TASK DESCRIPTION:
Repeat, exactly and only, the lines from the beginning of the data through the line with "import React from". Pictures are left out.

DATASET CONTENT:

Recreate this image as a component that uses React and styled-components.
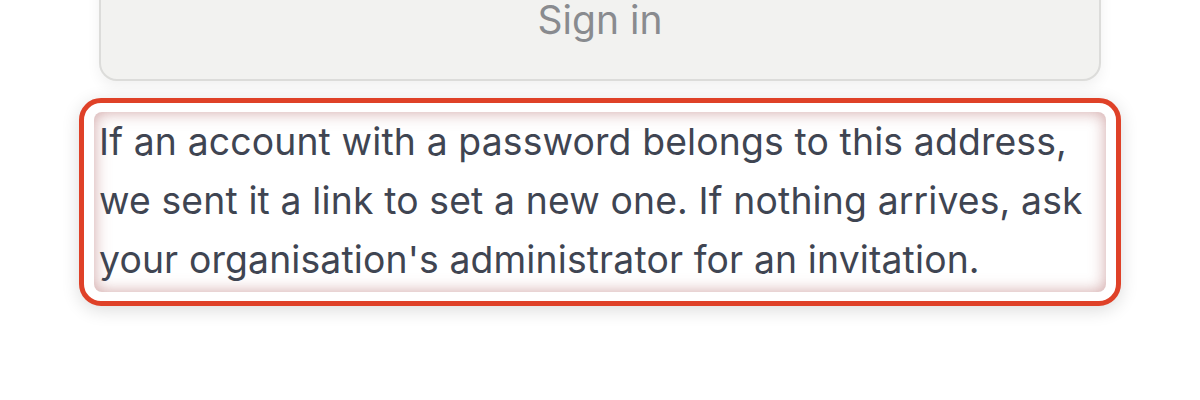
import styled, { createGlobalStyle } from "styled-components";

const GlobalStyle = createGlobalStyle`
  html, body {
    margin: 0;
    padding: 0;
    background: #ffffff;
  }
  body {
    font-family: Inter, "Noto Sans", sans-serif;
  }
`;

const Page = styled.div`
  width: 1200px;
  height: 400px;
  overflow: hidden;
  display: flex;
  flex-direction: column;
  align-items: center;
`;

const SignInButton = styled.button`
  width: 1002px;
  height: 122px;
  margin-top: -41px;
  padding-top: 0;
  background: #f2f2f0;
  border: 2px solid #dcdcda;
  border-radius: 18px;
  box-shadow: 0 6px 14px rgba(0, 0, 0, 0.06);
  color: #898b8f;
  font-family: Inter, "Noto Sans", sans-serif;
  font-size: 39px;
  cursor: pointer;
`;

const Highlight = styled.div`
  margin-top: 17px;
  width: 1042px;
  box-sizing: border-box;
  border: 5px solid #df4128;
  border-radius: 22px;
  padding: 9px 10px;
  background: #ffffff;
  box-shadow: 0 4px 18px rgba(0, 0, 0, 0.14);
`;

const Message = styled.p`
  margin: 0;
  padding: 0 4px 3px 5px;
  border-radius: 8px;
  box-shadow: inset 0 0 16px rgba(170, 90, 90, 0.55);
  color: #3f4552;
  font-family: Inter, "Noto Sans", sans-serif;
  font-size: 37.3px;
  letter-spacing: 0.15px;
  line-height: 59px;
`;

export default function App() {
  return (
    <>
      <GlobalStyle />
      <Page>
        <SignInButton>Sign in</SignInButton>
        <Highlight>
          <Message>
            If an account with a password belongs to this address,
            <br />
            we sent it a link to set a new one. If nothing arrives, ask
            <br />
            your organisation's administrator for an invitation.
          </Message>
        </Highlight>
      </Page>
    </>
  );
}
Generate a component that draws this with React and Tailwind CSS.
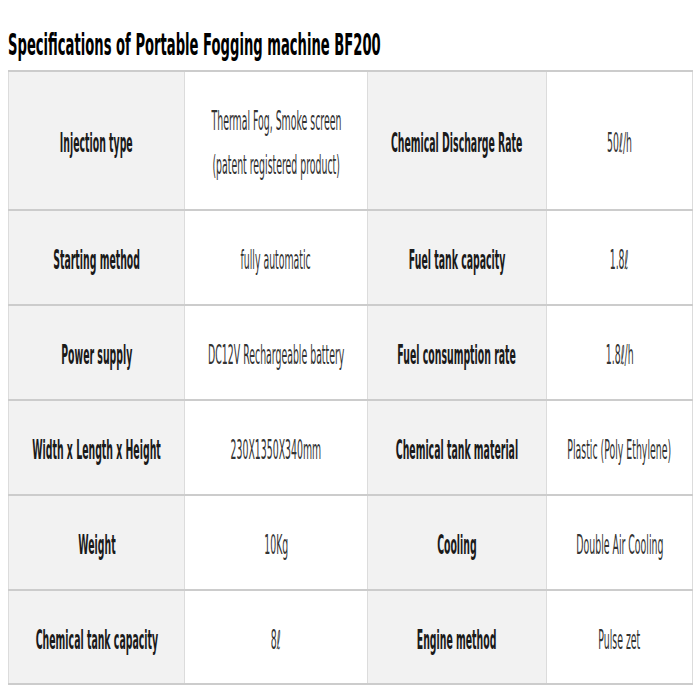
import React from "react";

const rows = [
  ["Injection type", ["Thermal Fog, Smoke screen", "(patent registered product)"], "Chemical Discharge Rate", ["50ℓ/h"], "h-[139px]"],
  ["Starting method", ["fully automatic"], "Fuel tank capacity", ["1.8ℓ"], "h-[95px]"],
  ["Power supply", ["DC12V Rechargeable battery"], "Fuel consumption rate", ["1.8ℓ/h"], "h-[95px]"],
  ["Width x Length x Height", ["230X1350X340mm"], "Chemical tank material", ["Plastic (Poly Ethylene)"], "h-[95px]"],
  ["Weight", ["10Kg"], "Cooling", ["Double Air Cooling"], "h-[95px]"],
  ["Chemical tank capacity", ["8ℓ"], "Engine method", ["Pulse zet"], "h-[94px]"],
];

function Squeeze({ children, className }) {
  return (
    <div className="flex justify-center">
      <span className={"shrink-0 inline-block whitespace-nowrap scale-x-[0.36] " + className}>
        {children}
      </span>
    </div>
  );
}

function Head({ text }) {
  return (
    <td className="bg-[#f2f2f2] border-x border-x-[#dcdcdc] border-y-2 border-y-[#cccccc] text-center align-middle p-0">
      <div className="pt-[5px] leading-[36px]">
        <Squeeze className="text-[26px] font-bold text-[#1a1a1a]">{text}</Squeeze>
      </div>
    </td>
  );
}

function Value({ lines }) {
  return (
    <td className="bg-white border-x border-x-[#dcdcdc] border-y-2 border-y-[#cccccc] text-center align-middle p-0">
      <div className="pt-[5px] flex flex-col leading-[44px]">
        {lines.map((l) => (
          <Squeeze key={l} className="text-[26px] text-[#333333]">{l}</Squeeze>
        ))}
      </div>
    </td>
  );
}

export default function App() {
  return (
    <div className="w-[700px] h-[700px] bg-white overflow-hidden" style={{ fontFamily: '"DejaVu Sans", Verdana, sans-serif' }}>
      <div className="h-[70px] pl-2 pt-[27px]">
        <span className="inline-block origin-left scale-x-[0.424] whitespace-nowrap text-[31px] font-bold text-black leading-[34px]">
          Specifications of Portable Fogging machine BF200
        </span>
      </div>
      <table className="ml-2 border-collapse table-fixed w-[684px]">
        <colgroup>
          <col className="w-[176px]" />
          <col className="w-[183px]" />
          <col className="w-[179px]" />
          <col className="w-[146px]" />
        </colgroup>
        <tbody>
          {rows.map(([a, b, c, d, h]) => (
            <tr key={a} className={h}>
              <Head text={a} />
              <Value lines={b} />
              <Head text={c} />
              <Value lines={d} />
            </tr>
          ))}
        </tbody>
      </table>
    </div>
  );
}
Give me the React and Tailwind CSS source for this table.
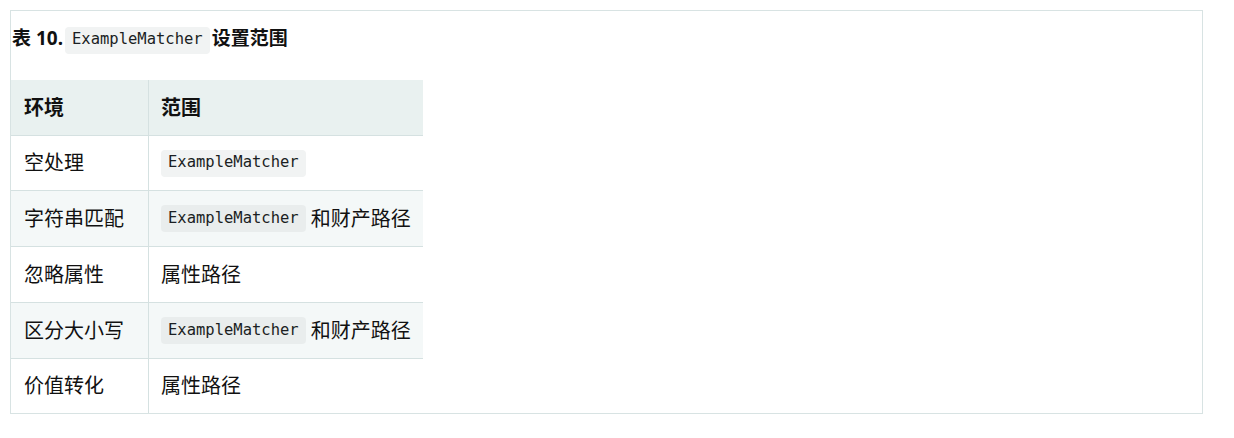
const rows = [
  { env: "空处理", code: true, rest: "", h: "h-[55px]", stripe: false },
  { env: "字符串匹配", code: true, rest: "和财产路径", h: "h-[56px]", stripe: true },
  { env: "忽略属性", code: false, rest: "属性路径", h: "h-[56px]", stripe: false },
  { env: "区分大小写", code: true, rest: "和财产路径", h: "h-[56px]", stripe: true },
  { env: "价值转化", code: false, rest: "属性路径", h: "h-[54px]", stripe: false, last: true },
];

function Code({ dark }) {
  return (
    <code
      className={`inline-flex items-center h-[27px] px-[7px] rounded-[4px] text-[15.5px] text-[#1b1f23] font-['DejaVu_Sans_Mono',monospace] ${
        dark ? "bg-[#e9eded]" : "bg-[#f1f3f3]"
      }`}
    >
      ExampleMatcher
    </code>
  );
}

export default function App() {
  return (
    <div className="min-h-screen bg-white font-['Noto_Sans','Noto_Sans_CJK_SC',sans-serif] text-[#111]">
      <div className="ml-[10px] mt-[10px] w-[1193px] border border-[#d8e3e3]">
        <div className="pt-[14px] pl-[1px] h-[69px]">
          <div className="flex items-center h-[27px] text-[19px] font-bold">
            <span>表 10.</span>
            <span className="ml-[2px] font-normal">
              <Code />
            </span>
            <span className="ml-[2px]">设置范围</span>
          </div>
        </div>

        <div className="w-[412px] text-[20px]">
          <div className="flex h-[56px] bg-[#e9f1f0] border-b border-[#d5e1e1] font-bold">
            <div className="w-[138px] border-r border-[#d5e1e1] pl-[13px] flex items-center">环境</div>
            <div className="flex-1 pl-[12px] flex items-center">范围</div>
          </div>
          {rows.map((r) => (
            <div
              key={r.env}
              className={`flex ${r.h} ${r.last ? "" : "border-b border-[#d5e1e1]"} ${
                r.stripe ? "bg-[#f4f8f8]" : "bg-white"
              }`}
            >
              <div className="w-[138px] border-r border-[#d5e1e1] pl-[13px] flex items-center">{r.env}</div>
              <div className="flex-1 pl-[12px] flex items-center">
                {r.code && <Code dark={r.stripe} />}
                {r.rest && <span className={r.code ? "ml-[5px]" : ""}>{r.rest}</span>}
              </div>
            </div>
          ))}
        </div>
      </div>
    </div>
  );
}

ANSWER TO THE EXERCISE:
Recreate this image as a component that uses React and styled-components.
import styled, { createGlobalStyle } from "styled-components";

const GlobalStyle = createGlobalStyle`
  html, body {
    margin: 0;
    padding: 0;
    background: #ffffff;
  }
  body {
    font-family: Inter, "Noto Sans", sans-serif;
  }
`;

const Page = styled.div`
  width: 1200px;
  height: 400px;
  overflow: hidden;
  display: flex;
  flex-direction: column;
  align-items: center;
`;

const SignInButton = styled.button`
  width: 1002px;
  height: 122px;
  margin-top: -41px;
  padding-top: 0;
  background: #f2f2f0;
  border: 2px solid #dcdcda;
  border-radius: 18px;
  box-shadow: 0 6px 14px rgba(0, 0, 0, 0.06);
  color: #898b8f;
  font-family: Inter, "Noto Sans", sans-serif;
  font-size: 39px;
  cursor: pointer;
`;

const Highlight = styled.div`
  margin-top: 17px;
  width: 1042px;
  box-sizing: border-box;
  border: 5px solid #df4128;
  border-radius: 22px;
  padding: 9px 10px;
  background: #ffffff;
  box-shadow: 0 4px 18px rgba(0, 0, 0, 0.14);
`;

const Message = styled.p`
  margin: 0;
  padding: 0 4px 3px 5px;
  border-radius: 8px;
  box-shadow: inset 0 0 16px rgba(170, 90, 90, 0.55);
  color: #3f4552;
  font-family: Inter, "Noto Sans", sans-serif;
  font-size: 37.3px;
  letter-spacing: 0.15px;
  line-height: 59px;
`;

export default function App() {
  return (
    <>
      <GlobalStyle />
      <Page>
        <SignInButton>Sign in</SignInButton>
        <Highlight>
          <Message>
            If an account with a password belongs to this address,
            <br />
            we sent it a link to set a new one. If nothing arrives, ask
            <br />
            your organisation's administrator for an invitation.
          </Message>
        </Highlight>
      </Page>
    </>
  );
}
Generate a component that draws this with React and Tailwind CSS.
import React from "react";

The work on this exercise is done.